From a macroeconomic viewpoint, compared to developed markets exposed to certain recession risks, Asian economies are relatively resilient. According to the projection from International Monetary Fund in January 2023, Asia economies may expand at a growth rate of 5.3% led by the economic normalization of China and the rapid growth of India. Such growth rate is much higher than the world, Europe and the U.S. Besides, it is projected that the financial profile of the Governments in Asia will continue to beat the developed countries, with the former’s debt to GDP ratio estimated to hover around 80% during 2023-2025 compared to nearly 130% for the latter, suggesting a stronger capability of Asian countries to pay back their debts and a greater room for increasing borrowing in challenging climates.

2. Further rebound potential

Among Asia investment grade, Asia high yield, global investment grade and global high yield, historical data showed that Asia high yield consistently gained the largest returns in 3-month, 6-month and 1-year periods after the market bottomed out in past risk events. While fundamentals turned positive and valuations stayed attractive, there is a potential of continuous rebound.
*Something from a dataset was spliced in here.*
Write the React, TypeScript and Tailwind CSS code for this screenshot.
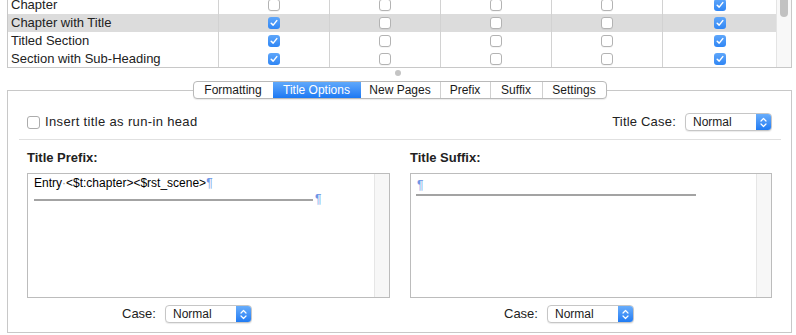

Sector performance after market crackdowns3

Numbers in blue indicate the highest returns among selected asset classes

Sector performance after market crackdowns

3. Attractive Valuation

From a valuation perspective, Asia high yield spreads are more than 266bps wider than the 20-year average. With recent views, Asia high yield markets appear to have bottomed and the troubled sectors are relatively manageable in size in the overall Asia high yield universe. We continue to see value in the Asia high yield asset class with attractive valuations. With relatively benign monetary policies across Asia, growth reprioritization in China, and weakening US currency, market sentiments and technicals could be in favour of the Asia market going forward. Spread in the market has narrowed in recent months with improving risk sentiment and the trend could continue to offer potential excess return from compression.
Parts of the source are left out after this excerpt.